On Wednesday, September 1st, the report entitled “The Argentine Jewish Community’s Response to the Pandemic—Support to Vulnerable Families and Impoverished Middle-Income Segments” was presented online.
Via Zoom, the findings of the quantitative and qualitative research study surveying the implementation and impact of the “New Demand” program were made public. This study was designed and carried out by the Argentine Jewish Community’s Social Protection Network, which includes the Asociación Mutual Israelita Argentina, (AMIA, Argentina’s Mutual Israeli Association), the American Jewish Joint Distribution Committee (the “Joint”), Fundación Tzedaká, and Fundación de Acción Social de Jabad (Jabad’s Social Action Foundation). The report was prepared jointly with the Argentine Catholic University’s Argentine Social Debt Observatory (ODSA-UCA, for its Spanish acronym).
“New Demand” is a temporary emergency social aid program for the Jewish community’s population that, as a result of the income loss caused by COVID-19 pandemic, has been plagued by financial distress. The aforementioned four organizations launched this program in May 2020 in Buenos Aires City’s Metropolitan Area, later adding other communities in other provinces to its scope.
“Ever since the pandemic started, community organizations have rolled out new overall social assistance programs, and we have strengthened the collaborative work we were carrying out before in order to provide more and better support to the people who have started to need urgent help as a result of sudden joblessness and income loss,” said the spokesperson for the Community Protection Social Network.
The report was presented by Agustín Salvia, head of the Argentine Catholic University’s Argentine Social Debt Observatory, and Alberto Minujín, head of the Equity for Childhood initiative, Joint advisor, and professor at The New School University.
Among other findings, the report noted that interviewees indicated that, as a result of the crisis caused by the COVID-19 pandemic, at least one member of their respective households suffered job-related issues. In turn, a few managed to continue their work from home, while others were forced to shut down their businesses or to stop working. In all cases, people’s overall income fell with the pandemic.

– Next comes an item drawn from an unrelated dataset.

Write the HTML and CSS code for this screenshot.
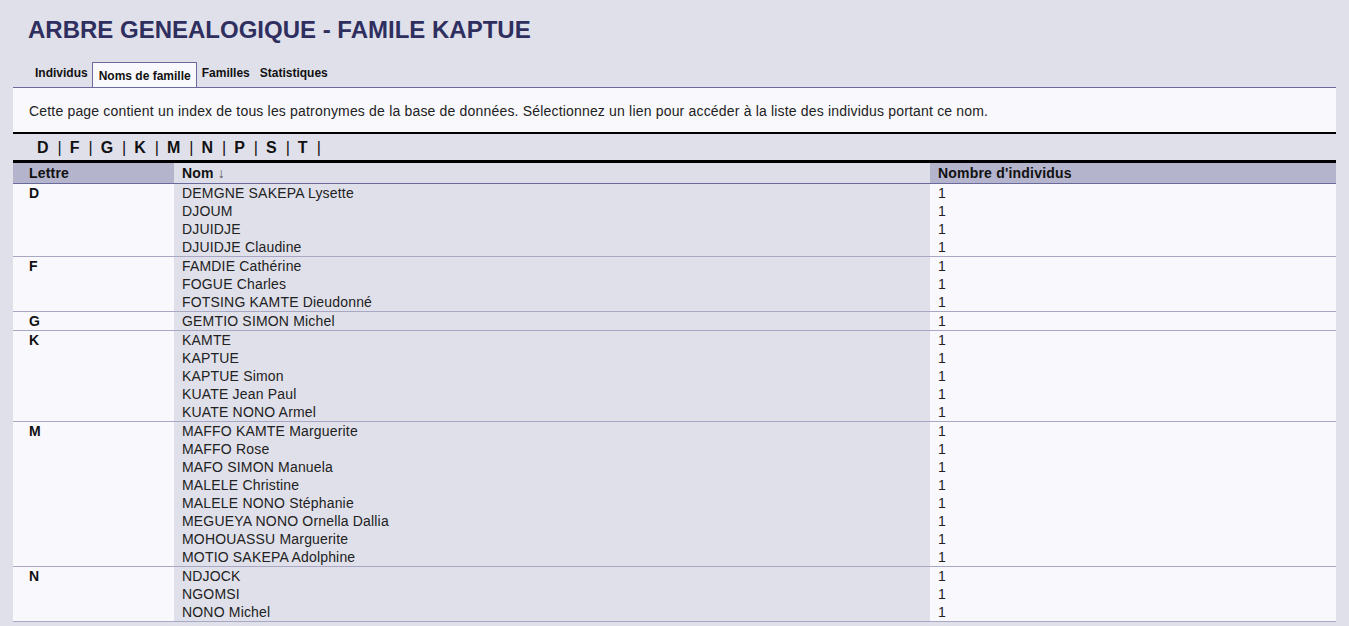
FILE: index.html
```html
<!DOCTYPE html>
<html lang="fr">
<head>
<meta charset="utf-8">
<title>Arbre généalogique - Famile KAPTUE</title>
<link rel="stylesheet" href="styles.css">
</head>
<body>
<h1 class="site-title">ARBRE GENEALOGIQUE - FAMILE KAPTUE</h1>
<nav class="tabs">
  <a class="tab tab-first" href="#">Individus</a>
  <a class="tab tab-active" href="#">Noms de famille</a>
  <a class="tab" href="#">Familles</a>
  <a class="tab" href="#">Statistiques</a>
</nav>
<div class="intro">
  <p>Cette page contient un index de tous les patronymes de la base de données. Sélectionnez un lien pour accéder à la liste des individus portant ce nom.</p>
</div>
<div class="alpha">
  <a href="#D">D</a><span class="sep">|</span><a href="#F">F</a><span class="sep">|</span><a href="#G">G</a><span class="sep">|</span><a href="#K">K</a><span class="sep">|</span><a href="#M">M</a><span class="sep">|</span><a href="#N">N</a><span class="sep">|</span><a href="#P">P</a><span class="sep">|</span><a href="#S">S</a><span class="sep">|</span><a href="#T">T</a><span class="sep">|</span>
</div>
<table class="surnames">
  <thead>
    <tr><th class="c-letter">Lettre</th><th class="c-name">Nom <span class="arrow">↓</span></th><th class="c-count">Nombre d'individus</th></tr>
  </thead>
  <tbody>
    <tr><td class="c-letter">D</td><td class="c-name"><div>DEMGNE SAKEPA Lysette</div><div>DJOUM</div><div>DJUIDJE</div><div>DJUIDJE Claudine</div></td><td class="c-count"><div>1</div><div>1</div><div>1</div><div>1</div></td></tr>
    <tr><td class="c-letter">F</td><td class="c-name"><div>FAMDIE Cathérine</div><div>FOGUE Charles</div><div>FOTSING KAMTE Dieudonné</div></td><td class="c-count"><div>1</div><div>1</div><div>1</div></td></tr>
    <tr><td class="c-letter">G</td><td class="c-name"><div>GEMTIO SIMON Michel</div></td><td class="c-count"><div>1</div></td></tr>
    <tr><td class="c-letter">K</td><td class="c-name"><div>KAMTE</div><div>KAPTUE</div><div>KAPTUE Simon</div><div>KUATE Jean Paul</div><div>KUATE NONO Armel</div></td><td class="c-count"><div>1</div><div>1</div><div>1</div><div>1</div><div>1</div></td></tr>
    <tr><td class="c-letter">M</td><td class="c-name"><div>MAFFO KAMTE Marguerite</div><div>MAFFO Rose</div><div>MAFO SIMON Manuela</div><div>MALELE Christine</div><div>MALELE NONO Stéphanie</div><div>MEGUEYA NONO Ornella Dallia</div><div>MOHOUASSU Marguerite</div><div>MOTIO SAKEPA Adolphine</div></td><td class="c-count"><div>1</div><div>1</div><div>1</div><div>1</div><div>1</div><div>1</div><div>1</div><div>1</div></td></tr>
    <tr><td class="c-letter">N</td><td class="c-name"><div>NDJOCK</div><div>NGOMSI</div><div>NONO Michel</div></td><td class="c-count"><div>1</div><div>1</div><div>1</div></td></tr>
  </tbody>
</table>
</body>
</html>
```
FILE: styles.css
```css
html, body {
  margin: 0;
  padding: 0;
}
body {
  background: #e0e0ea;
  font-family: "Liberation Sans", Arial, sans-serif;
  color: #222;
  padding: 0 13px 40px;
}
a {
  color: inherit;
  text-decoration: none;
}
.site-title {
  margin: 0;
  padding: 17px 0 0 15px;
  font-size: 24px;
  line-height: 26px;
  font-weight: bold;
  color: #2f2f5f;
}
.tabs {
  display: flex;
  align-items: flex-start;
  margin-top: 19px;
  padding-left: 17px;
  height: 25px;
}
.tab {
  display: block;
  font-size: 12px;
  line-height: 14px;
  font-weight: bold;
  color: #111;
  padding: 4px 5px 0;
}
.tab-first {
  padding-left: 5px;
  padding-right: 4px;
}
.tab-active {
  background: #f9f9fd;
  border: 1px solid #6a6a9c;
  border-bottom: none;
  padding: 6px 5px 4px 6px;
}
.intro {
  background: #f9f9fd;
  border-top: 1px solid #6a6a9c;
  border-bottom: 2px solid #000;
}
.intro p {
  margin: 0;
  padding: 15px 16px 12px;
  font-size: 14px;
  line-height: 17px;
  letter-spacing: 0.18px;
  color: #222;
}
.alpha {
  display: flex;
  align-items: center;
  height: 26px;
  padding: 1px 0 0 23px;
  box-sizing: border-box;
  font-size: 16px;
  font-weight: bold;
  color: #111;
}
.alpha a {
  padding: 0 1px;
}
.alpha .sep {
  font-weight: normal;
  padding: 0 7px 0 8px;
}
.surnames {
  width: 100%;
  border-collapse: collapse;
  border-top: 3px solid #000;
  font-size: 14px;
  letter-spacing: 0.18px;
}
.surnames th {
  text-align: left;
  font-size: 14px;
  letter-spacing: 0.2px;
  font-weight: bold;
  color: #111;
  height: 20px;
  padding: 0 8px;
  background: #b4b4cc;
  border-bottom: 1px solid #6a6a9c;
  vertical-align: middle;
}
.surnames th .arrow {
  font-weight: normal;
  color: #555;
}
.surnames th.c-name {
  background: #dedee8;
}
.surnames th.c-letter {
  padding-left: 16px;
}
.surnames td {
  padding: 0 8px;
  vertical-align: top;
  line-height: 18px;
  border-bottom: 1px solid #a8a8c4;
  background: #f9f9fd;
}
.surnames td.c-letter {
  width: 137px;
  padding-left: 16px;
  font-weight: bold;
  color: #111;
}
.surnames td.c-name {
  width: 740px;
  background: #e0e0ea;
}
.surnames td.c-count {
  color: #222;
}
```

Faced with this challenging situation, some households sought to secure additional income via loans, especially from relatives, while a large share of the population interviewed reported cutting down their housing expenses or non-food spending—for clothing and recreation—to the extent, in some of cases, of discontinuing their medical insurance payments.
“We made a huge effort to reach out to this population, as most of these families had never joined a social assistance program before. ‘New Demand’ strove to serve these people who were socially vulnerable, on the edge of poverty, and who were severely hit by the pandemic,” said Alberto Minujín.
“Starting in May 2020, 815 households were admitted into the program, for a total of 2,208 people. Thus far, 25% of these families have left the program, which is a positive indicator, as it shows that one out of every four people has managed to recover her ability to secure an income,” he added.
“At households with individuals holding informal or unstable jobs, the help provided by the program proves instrumental to ensuring a minimal livelihood, while, at households where the impact of the pandemic meant a temporary loss of income, the assistance brought by ‘New Demand’ tends to be viewed as ‘additional support’—a ‘relief’ that adds to other available resources,” Agustín Salvia remarked.
“Against this backdrop and apart from the financial assistance, most interviewees underscored their involvement in ‘New Demand’ as well as the social and emotional support they received from these organizations,” he noted.
To conclude, the heads of the social programs deployed by the institutions that participate in this Network expressed their gratitude for the philanthropic contributions that made this program possible, highlighting their organizations’ “commitment to continue focusing on finding collective solutions for the people who were most severely stricken by the pandemic. We believe that these solutions must be multidimensional, broad, and collaborative. This is a shared, solidarity-based responsibility.”